Second, the bargain basement blues. Yes there are those who under any circumstance would sell their souls to the devil for a bargain. Thank goodness they are a minority.

I also have friends in Singapore and the US who shop at discount stores and they always go to those who offer the best experience. Having someone wait on you isn't the only experience a customer has in a store, nor is the price the strongest motivation. Need has a lot to do with this and if these stores fail to meet the need they close their doors. I know of many, many people who started out in the bargain basement only to move up to where real people care.

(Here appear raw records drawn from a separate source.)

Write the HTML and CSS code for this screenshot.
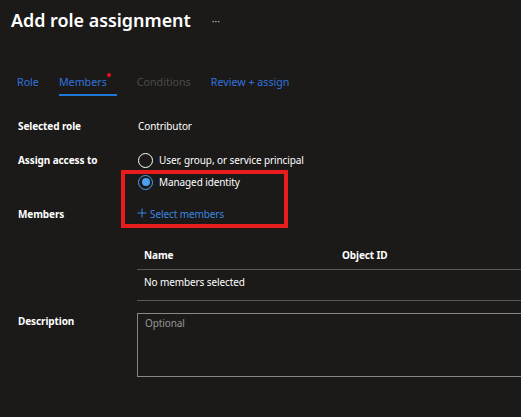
FILE: index.html
```html
<!DOCTYPE html>
<html>
<head>
<meta charset="utf-8">
<link rel="stylesheet" href="styles.css">
</head>
<body>
<div class="page">
  <header class="head">
    <h1 class="title">Add role assignment</h1>
    <span class="more">···</span>
  </header>
  <nav class="tabs">
    <a class="tab">Role</a>
    <a class="tab active">Members<span class="dot"></span></a>
    <a class="tab disabled">Conditions</a>
    <a class="tab">Review + assign</a>
  </nav>
  <div class="form">
    <div class="row r-role">
      <div class="label">Selected role</div>
      <div class="value">Contributor</div>
    </div>
    <div class="row r-assign">
      <div class="label">Assign access to</div>
      <div class="value">
        <div class="radio"><span class="circle"></span>User, group, or service principal</div>
        <div class="radio sel"><span class="circle"><span class="inner"></span></span>Managed identity</div>
      </div>
    </div>
    <div class="row r-members">
      <div class="label">Members</div>
      <div class="value">
        <a class="add"><svg class="plus" width="10" height="10" viewBox="0 0 10 10"><path d="M5 0.5V9.5M0.5 5H9.5" stroke="#3a86e0" stroke-width="1" fill="none"/></svg>Select members</a>
      </div>
    </div>
    <div class="table">
      <div class="trow thead"><span class="c1">Name</span><span class="c2">Object ID</span></div>
      <div class="trow tbody"><span class="c1">No members selected</span></div>
    </div>
    <div class="row r-desc">
      <div class="label">Description</div>
      <div class="value"><div class="textarea">Optional</div></div>
    </div>
  </div>
  <div class="highlight"></div>
</div>
</body>
</html>
```
FILE: styles.css
```css
* { box-sizing: border-box; }
html, body { margin: 0; padding: 0; background: #1b1a19; }
body {
  font-family: "Segoe UI", "Noto Sans", "Open Sans", sans-serif;
  color: #ffffff;
  width: 521px; height: 417px; overflow: hidden;
}
.page { position: relative; height: 417px; }
.head { display: flex; align-items: center; height: 40px; padding: 0 0 0 11px; }
.title { margin: 0; font-size: 17.9px; font-weight: 600; line-height: 24px; }
.more { margin-left: 21px; color: #c8c6c4; font-size: 10px; padding-top: 1px; }
.tabs { display: flex; gap: 20px; padding: 34px 0 0 17px; height: 76px; }
.tab { position: relative; font-size: 10.7px; color: #2f74dc; height: 22px; line-height: 16px; }
.tab.active { border-bottom: 2px solid #1f78d6; padding-right: 10px; }
.tab.disabled { color: #4b4a49; }
.dot { position: absolute; top: -1px; right: 6px; width: 4px; height: 4px; border-radius: 50%; background: #e81123; }
.form { padding: 0 0 0 18px; font-size: 10px; line-height: 14px; letter-spacing: -0.1px; }
.row { display: flex; }
.label { width: 120px; font-weight: 700; flex: none; }
.value { flex: 1; }
.r-role { height: 20px; align-items: center; }
.r-assign { margin-top: 13px; }
.r-assign .label { line-height: 22px; }
.radio { display: flex; align-items: center; height: 22px; }
.circle { width: 15px; height: 15px; border: 1px solid #ffffff; border-radius: 50%; margin-right: 6px; display: flex; align-items: center; justify-content: center; flex: none; }
.radio.sel .circle { border-color: #4aa0f0; }
.inner { width: 8px; height: 8px; border-radius: 50%; background: #4aa0f0; }
.r-members { margin-top: 11px; height: 20px; align-items: center; }
.add { color: #3a86e0; display: flex; align-items: center; margin-left: -1px; }
.plus { margin-right: 3px; margin-top: -2px; }
.table { margin: 22px 0 0 119px; }
.trow { display: flex; padding: 0 7px; }
.thead { height: 24px; border-bottom: 1px solid #5a5856; font-weight: 700; padding-top: 2px; }
.tbody { height: 31px; border-bottom: 1px solid #5a5856; padding-top: 5px; }
.c1 { width: 198px; }
.r-desc { margin-top: 12px; }
.r-desc .label { padding-top: 1px; }
.textarea { height: 64px; border: 1px solid #8a8886; margin-left: -1px; margin-right: -8px; padding: 2px 7px; color: #979593; }
.highlight { position: absolute; left: 121px; top: 170px; width: 167px; height: 58px; border: 4px solid #e81c1c; pointer-events: none; }
```
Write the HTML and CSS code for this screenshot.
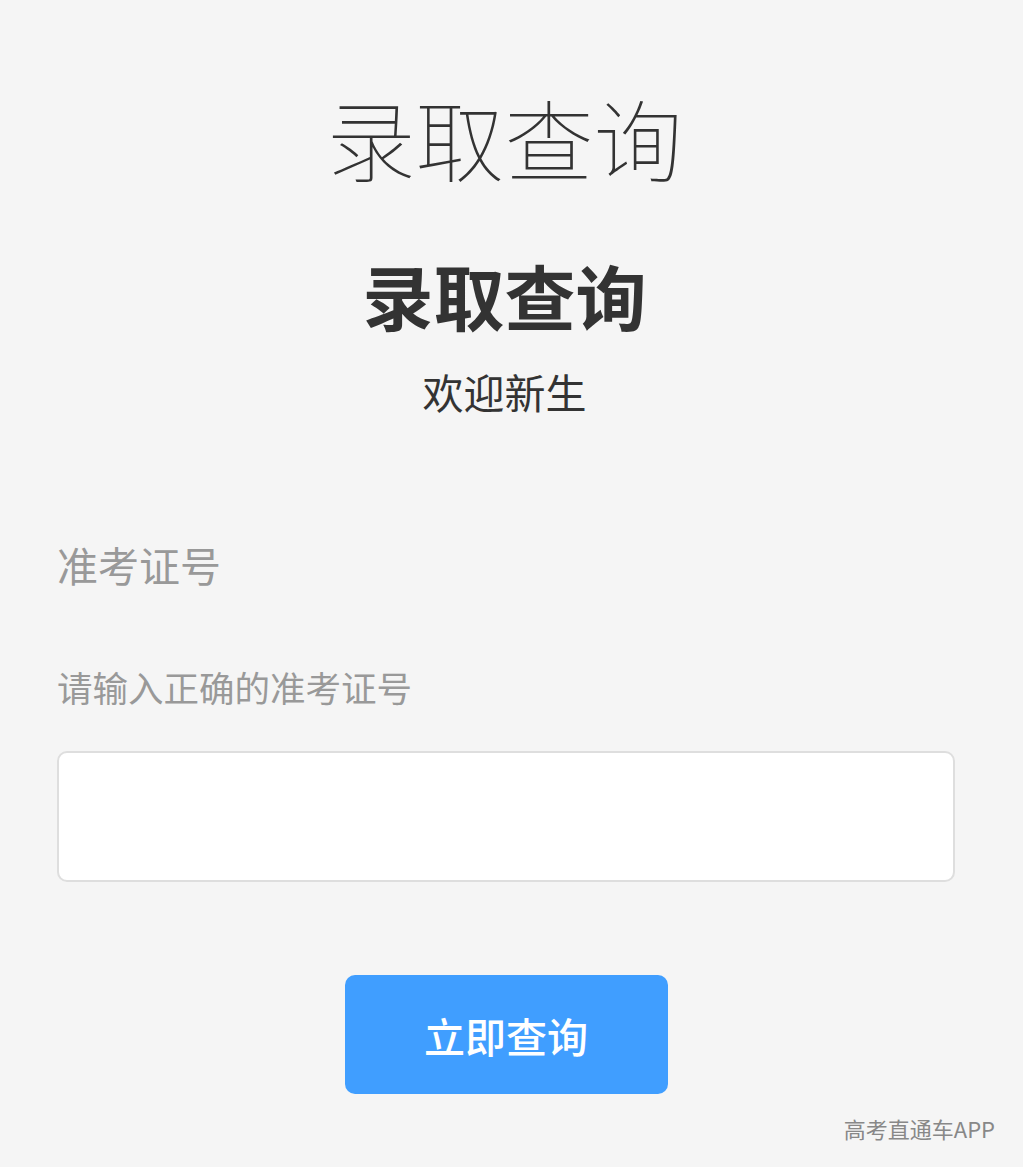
FILE: index.html
```html
<!DOCTYPE html>
<html lang="zh-CN">
<head>
  <meta charset="UTF-8" />
  <meta name="viewport" content="width=device-width, initial-scale=1.0"/>
  <title>录取查询</title>
  <link rel="stylesheet" href="styles.css">
</head>
<body>

  <div class="pagina">
    <div class="cabecalho">
      <h1 class="titulo-fino">录取查询</h1>
      <h2 class="titulo">录取查询</h2>
      <p class="subtitulo">欢迎新生</p>
    </div>

    <form class="formulario">
      <label class="rotulo" for="numero">准考证号</label>
      <p class="dica">请输入正确的准考证号</p>
      <input id="numero" class="campo" type="text" name="numero">
      <button type="button" class="botao">立即查询</button>
    </form>

    <div class="rodape">高考直通车APP</div>
  </div>

</body>
</html>
```

FILE: styles.css
```css
body {
  margin: 0;
  background: #f5f5f5;
  font-family: "Noto Sans CJK SC", "Noto Sans", sans-serif;
}

.pagina {
  width: 1023px;
  height: 1167px;
  box-sizing: border-box;
  padding-top: 82px;
  display: flex;
  flex-direction: column;
}

.cabecalho {
  padding-right: 14px;
  display: flex;
  flex-direction: column;
  align-items: center;
}

.titulo-fino {
  margin: 0;
  font-size: 89px;
  font-weight: 100;
  line-height: 110px;
  color: #333;
}

.titulo {
  margin: 57px 0 0;
  font-size: 71px;
  font-weight: 700;
  line-height: 90px;
  color: #333;
}

.subtitulo {
  margin: 24px 0 0;
  font-size: 41px;
  line-height: 56px;
  color: #333;
}

.formulario {
  margin-top: 117px;
  padding: 0 68px 0 57px;
  display: flex;
  flex-direction: column;
}

.rotulo {
  font-size: 41px;
  line-height: 56px;
  color: #999;
}

.dica {
  margin: 71px 0 0;
  font-size: 35.5px;
  line-height: 48px;
  color: #999;
}

.campo {
  margin-top: 40px;
  height: 131px;
  box-sizing: border-box;
  border: 2px solid #dedede;
  border-radius: 10px;
  background: #fff;
  font-size: 35px;
  padding: 0 20px;
}

.botao {
  align-self: center;
  margin-top: 93px;
  width: 323px;
  height: 119px;
  border: none;
  border-radius: 10px;
  background: #409eff;
  color: #fff;
  font-family: inherit;
  font-size: 41px;
  font-weight: 500;
}

.rodape {
  align-self: flex-end;
  margin: 18px 28px 0 0;
  font-size: 22px;
  color: #888;
}
```
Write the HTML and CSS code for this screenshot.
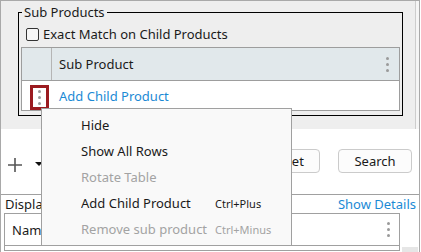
FILE: index.html
```html
<!DOCTYPE html>
<html lang="en">
<head>
    <meta charset="UTF-8">
    <title>Product Search</title>
    <link rel="stylesheet" href="styles.css">
</head>
<body>
    <div class="frame">
        <div class="top">
            <div class="filters">
                <fieldset class="sub-products">
                    <legend>Sub Products</legend>
                    <label class="check"><span class="check-box"></span>Exact Match on Child Products</label>
                    <div class="grid">
                        <div class="grid-head">
                            <div class="sel-col"></div>
                            <div class="col-title">Sub Product</div>
                            <span class="dots"><i></i><i></i><i></i></span>
                        </div>
                        <div class="grid-row">
                            <div class="sel-col">
                                <span class="row-menu"><span class="dots"><i></i><i></i><i></i></span></span>
                            </div>
                            <a class="link add-child">Add Child Product</a>
                        </div>
                    </div>
                </fieldset>
            </div>
            <div class="track"></div>
        </div>

        <div class="actions">
            <span class="plus">
                <svg width="14" height="14" viewBox="0 0 14 14"><path d="M7 0V14M0 7H14" stroke="#555" stroke-width="1.6"/></svg>
            </span>
            <span class="caret"></span>
            <div class="buttons">
                <button class="btn reset">Reset</button>
                <button class="btn search">Search</button>
            </div>
        </div>

        <div class="results">
            <div class="results-bar">
                <span>Display Results</span>
                <a class="link">Show Details</a>
            </div>
            <div class="results-body">
                <div class="results-grid">
                    <div class="results-head">
                        <span>Name</span>
                        <span class="dots"><i></i><i></i><i></i></span>
                    </div>
                </div>
                <div class="scroll"><span class="thumb"></span></div>
            </div>
        </div>

        <!-- context menu opened from the row menu -->
        <div class="context-menu">
            <div class="menu-item"><span class="label">Hide</span></div>
            <div class="menu-item"><span class="label">Show All Rows</span></div>
            <div class="menu-item disabled"><span class="label">Rotate Table</span></div>
            <div class="menu-item"><span class="label">Add Child Product</span><span class="shortcut">Ctrl+Plus</span></div>
            <div class="menu-item disabled"><span class="label">Remove sub product</span><span class="shortcut">Ctrl+Minus</span></div>
        </div>
    </div>
</body>
</html>
```

FILE: styles.css
```css
body {
    margin: 0;
    font-family: "Noto Sans", sans-serif;
    font-size: 13px;
    color: #1a1a1a;
    background: #fff;
}
.frame {
    position: relative;
    width: 418px;
    height: 251px;
    border: 1px solid #a9a9a9;
    border-bottom: none;
    overflow: hidden;
}
.top {
    display: flex;
    height: 128px;
}
.filters {
    width: 414px;
    background: #eeeeee;
    border-right: 1px solid #cdcdcd;
}
.track {
    flex: 1;
    background: #f5f5f5;
}
.sub-products {
    margin: 3px 12px 0 17px;
    padding: 0 2px 4px;
    border: 1px solid #000;
}
.sub-products legend {
    padding: 0 2px;
    margin-left: 1px;
    line-height: 16px;
}
.check {
    display: flex;
    align-items: center;
    gap: 4px;
    height: 20px;
    margin: 4px 0 0 5px;
}
.check-box {
    width: 11px;
    height: 11px;
    border: 1px solid #333;
    border-radius: 2px;
    background: #f6f6f6;
}
.grid {
    margin-top: 3px;
    border: 1px solid #9d9d9d;
    background: #fff;
}
.grid-head {
    display: flex;
    align-items: center;
    height: 32px;
    background: #e1e8eb;
    border-bottom: 1px solid #9d9d9d;
}
.grid-head .sel-col {
    height: 100%;
    border-right: 1px solid #b5b5b5;
}
.sel-col {
    width: 29px;
    flex-shrink: 0;
}
.col-title {
    flex: 1;
    padding-left: 7px;
}
.grid-head .dots {
    margin-right: 10px;
}
.dots {
    display: flex;
    flex-direction: column;
    gap: 3px;
}
.dots i {
    width: 3px;
    height: 3px;
    border-radius: 50%;
    background: #9a9a9a;
}
.grid-row {
    display: flex;
    align-items: center;
    height: 29px;
}
.grid-row .sel-col {
    height: 100%;
}
.row-menu {
    display: flex;
    align-items: center;
    justify-content: center;
    width: 13px;
    height: 19px;
    margin: 4px 0 0 8px;
    border: 3px solid #9b1b20;
}
.link {
    color: #1b8ad5;
    text-decoration: none;
}
.add-child {
    padding-left: 8px;
}
.actions {
    display: flex;
    align-items: flex-start;
    height: 65px;
}
.plus {
    display: flex;
    margin: 29px 0 0 7px;
}
.caret {
    margin: 33px 0 0 13px;
    border-left: 4px solid transparent;
    border-right: 4px solid transparent;
    border-top: 4px solid #111;
}
.buttons {
    display: flex;
    gap: 18px;
    margin: 20px 7px 0 auto;
}
.btn {
    height: 24px;
    padding: 0;
    border: 1px solid #cbcbcb;
    border-radius: 4px;
    background: #fcfcfc;
    font-family: inherit;
    font-size: 13px;
    color: #1a1a1a;
}
.reset { width: 66px; }
.search { width: 74px; }
.results {
    border-top: 1px solid #a0a0a0;
}
.results-bar {
    display: flex;
    justify-content: space-between;
    height: 18px;
    line-height: 18px;
    padding: 0 3px 0 4px;
}
.results-body {
    display: flex;
}
.results-grid {
    width: 394px;
    height: 36px;
    margin-left: 3px;
    border: 1px solid #a0a0a0;
}
.results-head {
    display: flex;
    align-items: center;
    justify-content: space-between;
    height: 31px;
    padding: 0 9px 0 7px;
    border-bottom: 1px solid #a0a0a0;
}
.scroll {
    display: flex;
    margin-left: 2px;
}
.thumb {
    width: 16px;
    height: 8px;
    margin-top: 34px;
    background: #e6e6e6;
}
.context-menu {
    position: absolute;
    left: 40px;
    top: 107px;
    width: 249px;
    padding: 3px 0;
    background: #f9f9f9;
    border: 1px solid #a0a0a0;
}
.menu-item {
    display: flex;
    align-items: center;
    height: 26px;
    padding-left: 39px;
}
.menu-item .label {
    width: 134px;
    white-space: nowrap;
    overflow: hidden;
}
.menu-item .shortcut {
    font-size: 11px;
}
.menu-item.disabled {
    color: #a3a3a3;
}
```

If a bargain store really wanted to increase their market share focusing on the customer would be great place to start. Customer experience management is a powerful tool. This isn’t brain science, well for some it may be. This is just good business by creating customer experiences that put them first. A lot of bargain stores go out of business every year because they fail to meet the needs of the customer. The ROI for a good customer experience is much cheaper than loosing your customer to someone else.

Great blog by the way, you might want to check out http://cdccustomerservice.blogspot.com for more info on the customer experience. Hope you don’t mind the advertising. I’ll return the favor.

Susie — Feb 27, '06 – 6:20 PM

Re your comment:
"Good experience is a BIG idea, integrating many different
disciplines in the service of one thing: teaching and learning how
to create good experience."

I was on the verge of sending this to someone to explain what "good experience" is when it dawned on me that your explanation is a little self-referential. Do you agree the 2nd reference to "good experience" could better be replaced with this mouthful: "an experience that results in undying loyalty, warm feelings, and often word of mouth. From the moment a customer hears of or comes in contact with your offering to the point when they come back to you again either for good or bad reasons, they keep the same loyal, satisfied feelings about your company."